Extracted records:
◇ ◇ ◇ ◇ ◇ ◇ ◇
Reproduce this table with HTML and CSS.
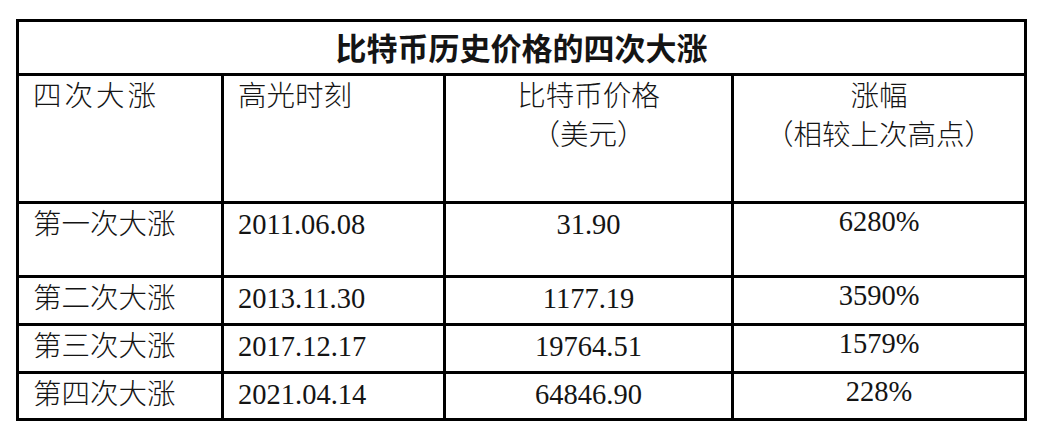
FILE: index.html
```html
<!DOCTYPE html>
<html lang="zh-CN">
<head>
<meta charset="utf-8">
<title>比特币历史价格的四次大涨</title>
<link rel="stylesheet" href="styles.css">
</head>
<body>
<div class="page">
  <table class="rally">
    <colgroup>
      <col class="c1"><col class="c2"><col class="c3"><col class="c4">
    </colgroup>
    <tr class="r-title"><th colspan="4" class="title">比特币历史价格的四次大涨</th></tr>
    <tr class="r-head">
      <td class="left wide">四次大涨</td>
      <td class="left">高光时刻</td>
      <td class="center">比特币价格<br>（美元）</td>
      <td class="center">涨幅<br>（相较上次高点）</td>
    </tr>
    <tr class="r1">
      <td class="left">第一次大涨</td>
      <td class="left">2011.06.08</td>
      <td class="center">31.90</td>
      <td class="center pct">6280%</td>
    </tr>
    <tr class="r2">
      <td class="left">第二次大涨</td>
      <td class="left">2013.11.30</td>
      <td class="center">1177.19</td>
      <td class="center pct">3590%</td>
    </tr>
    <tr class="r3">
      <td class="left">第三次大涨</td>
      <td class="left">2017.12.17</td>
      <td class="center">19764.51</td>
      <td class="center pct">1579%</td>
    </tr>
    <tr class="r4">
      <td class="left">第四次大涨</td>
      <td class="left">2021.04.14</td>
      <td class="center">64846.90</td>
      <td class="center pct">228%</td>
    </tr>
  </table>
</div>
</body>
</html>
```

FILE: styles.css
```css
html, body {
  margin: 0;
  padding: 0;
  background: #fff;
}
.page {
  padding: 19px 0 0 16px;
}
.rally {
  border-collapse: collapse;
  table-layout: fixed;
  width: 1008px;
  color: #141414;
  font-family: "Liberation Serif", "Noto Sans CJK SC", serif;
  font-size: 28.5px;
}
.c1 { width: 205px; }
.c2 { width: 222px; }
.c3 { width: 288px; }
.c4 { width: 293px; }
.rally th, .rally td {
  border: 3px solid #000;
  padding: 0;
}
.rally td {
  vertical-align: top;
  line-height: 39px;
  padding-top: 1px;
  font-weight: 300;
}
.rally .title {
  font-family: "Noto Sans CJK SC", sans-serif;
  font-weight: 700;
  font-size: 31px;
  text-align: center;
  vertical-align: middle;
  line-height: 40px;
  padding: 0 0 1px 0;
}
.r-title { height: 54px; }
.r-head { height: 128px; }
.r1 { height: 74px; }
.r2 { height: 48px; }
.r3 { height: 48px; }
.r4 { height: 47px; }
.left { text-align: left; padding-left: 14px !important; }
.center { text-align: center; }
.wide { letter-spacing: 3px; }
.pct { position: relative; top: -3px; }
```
◇ ◇ ◇ ◇ ◇ ◇ ◇
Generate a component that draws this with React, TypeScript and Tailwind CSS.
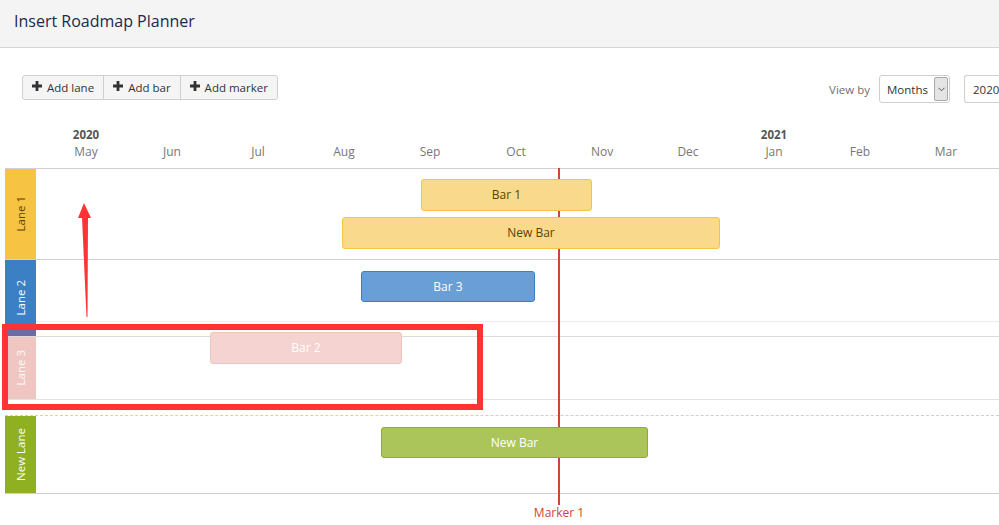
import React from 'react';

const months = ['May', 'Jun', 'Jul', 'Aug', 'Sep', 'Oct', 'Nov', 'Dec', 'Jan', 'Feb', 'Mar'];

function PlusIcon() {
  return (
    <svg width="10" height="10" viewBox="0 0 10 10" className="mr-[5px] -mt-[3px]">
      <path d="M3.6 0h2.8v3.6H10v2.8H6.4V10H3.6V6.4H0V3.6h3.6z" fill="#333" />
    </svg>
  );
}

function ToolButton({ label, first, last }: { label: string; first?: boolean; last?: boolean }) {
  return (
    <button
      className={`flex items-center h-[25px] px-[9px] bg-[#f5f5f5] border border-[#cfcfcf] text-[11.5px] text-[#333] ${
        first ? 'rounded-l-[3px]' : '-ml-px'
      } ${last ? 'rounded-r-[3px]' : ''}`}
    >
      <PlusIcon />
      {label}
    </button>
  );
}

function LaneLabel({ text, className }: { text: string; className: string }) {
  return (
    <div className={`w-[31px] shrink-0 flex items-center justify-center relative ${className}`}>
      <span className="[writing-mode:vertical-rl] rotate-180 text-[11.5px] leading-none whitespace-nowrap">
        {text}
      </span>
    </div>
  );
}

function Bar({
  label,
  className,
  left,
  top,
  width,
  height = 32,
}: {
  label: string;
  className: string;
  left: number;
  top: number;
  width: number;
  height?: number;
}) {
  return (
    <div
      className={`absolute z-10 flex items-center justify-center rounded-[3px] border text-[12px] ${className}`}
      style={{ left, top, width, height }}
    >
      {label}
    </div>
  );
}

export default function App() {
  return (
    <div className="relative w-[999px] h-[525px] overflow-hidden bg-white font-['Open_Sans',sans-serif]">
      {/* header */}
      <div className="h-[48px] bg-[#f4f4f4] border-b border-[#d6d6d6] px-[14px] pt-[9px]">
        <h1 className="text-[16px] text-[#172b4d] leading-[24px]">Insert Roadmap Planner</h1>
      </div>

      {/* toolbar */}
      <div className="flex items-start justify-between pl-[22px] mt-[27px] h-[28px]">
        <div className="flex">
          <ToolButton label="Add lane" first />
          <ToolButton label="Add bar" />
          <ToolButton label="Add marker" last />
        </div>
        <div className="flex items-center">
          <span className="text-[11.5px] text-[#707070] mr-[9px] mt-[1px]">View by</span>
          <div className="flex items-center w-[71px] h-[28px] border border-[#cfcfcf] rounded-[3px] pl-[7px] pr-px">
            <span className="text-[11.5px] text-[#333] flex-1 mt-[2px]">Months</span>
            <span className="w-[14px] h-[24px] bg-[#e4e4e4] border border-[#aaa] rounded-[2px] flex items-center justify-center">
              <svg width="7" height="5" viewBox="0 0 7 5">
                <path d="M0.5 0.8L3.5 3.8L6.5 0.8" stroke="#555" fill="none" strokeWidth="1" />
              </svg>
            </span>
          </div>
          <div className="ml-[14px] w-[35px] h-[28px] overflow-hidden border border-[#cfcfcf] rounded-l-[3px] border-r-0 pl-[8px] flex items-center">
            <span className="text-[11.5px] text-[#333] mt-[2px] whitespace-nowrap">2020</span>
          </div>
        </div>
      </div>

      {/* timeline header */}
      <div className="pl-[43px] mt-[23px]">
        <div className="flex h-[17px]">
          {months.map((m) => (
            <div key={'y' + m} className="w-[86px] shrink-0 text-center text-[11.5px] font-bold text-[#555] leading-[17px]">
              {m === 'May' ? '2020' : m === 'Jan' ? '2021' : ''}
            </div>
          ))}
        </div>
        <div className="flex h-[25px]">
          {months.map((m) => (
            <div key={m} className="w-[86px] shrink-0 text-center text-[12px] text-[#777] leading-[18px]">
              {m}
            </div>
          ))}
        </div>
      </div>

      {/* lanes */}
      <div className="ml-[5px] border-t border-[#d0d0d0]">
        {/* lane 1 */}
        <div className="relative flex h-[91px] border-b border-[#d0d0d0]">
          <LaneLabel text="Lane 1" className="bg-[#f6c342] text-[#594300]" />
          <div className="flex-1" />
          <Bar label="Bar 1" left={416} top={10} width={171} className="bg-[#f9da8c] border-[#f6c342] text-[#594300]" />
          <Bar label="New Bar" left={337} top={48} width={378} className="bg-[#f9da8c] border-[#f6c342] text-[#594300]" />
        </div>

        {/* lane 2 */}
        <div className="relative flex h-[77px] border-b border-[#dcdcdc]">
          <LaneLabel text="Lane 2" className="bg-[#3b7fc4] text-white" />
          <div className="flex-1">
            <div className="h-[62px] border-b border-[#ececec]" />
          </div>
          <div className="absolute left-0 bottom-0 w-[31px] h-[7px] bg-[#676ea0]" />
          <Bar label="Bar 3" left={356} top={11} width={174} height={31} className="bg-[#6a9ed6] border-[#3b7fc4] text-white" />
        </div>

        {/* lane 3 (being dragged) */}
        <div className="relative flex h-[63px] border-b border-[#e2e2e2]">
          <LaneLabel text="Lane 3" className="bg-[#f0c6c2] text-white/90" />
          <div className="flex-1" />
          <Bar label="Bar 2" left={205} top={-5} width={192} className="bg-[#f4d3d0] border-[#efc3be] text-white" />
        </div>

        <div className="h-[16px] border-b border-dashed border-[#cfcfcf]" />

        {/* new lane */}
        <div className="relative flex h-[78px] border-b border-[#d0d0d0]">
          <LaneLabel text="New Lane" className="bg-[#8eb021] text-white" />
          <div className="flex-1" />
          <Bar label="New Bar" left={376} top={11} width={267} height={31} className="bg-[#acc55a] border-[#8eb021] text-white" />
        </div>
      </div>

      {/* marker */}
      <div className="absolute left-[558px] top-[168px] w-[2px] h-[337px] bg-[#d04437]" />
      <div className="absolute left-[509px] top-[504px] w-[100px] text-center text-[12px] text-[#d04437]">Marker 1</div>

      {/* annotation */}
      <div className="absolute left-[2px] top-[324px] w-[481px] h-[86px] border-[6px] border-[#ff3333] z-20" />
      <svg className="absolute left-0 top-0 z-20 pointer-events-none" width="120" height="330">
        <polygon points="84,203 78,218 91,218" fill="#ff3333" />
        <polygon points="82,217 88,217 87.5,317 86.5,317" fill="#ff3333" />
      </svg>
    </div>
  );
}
◇ ◇ ◇ ◇ ◇ ◇ ◇
Written instruction: Your answer should be a single number: how many lines of the material contain the word "table".

Final answer: 4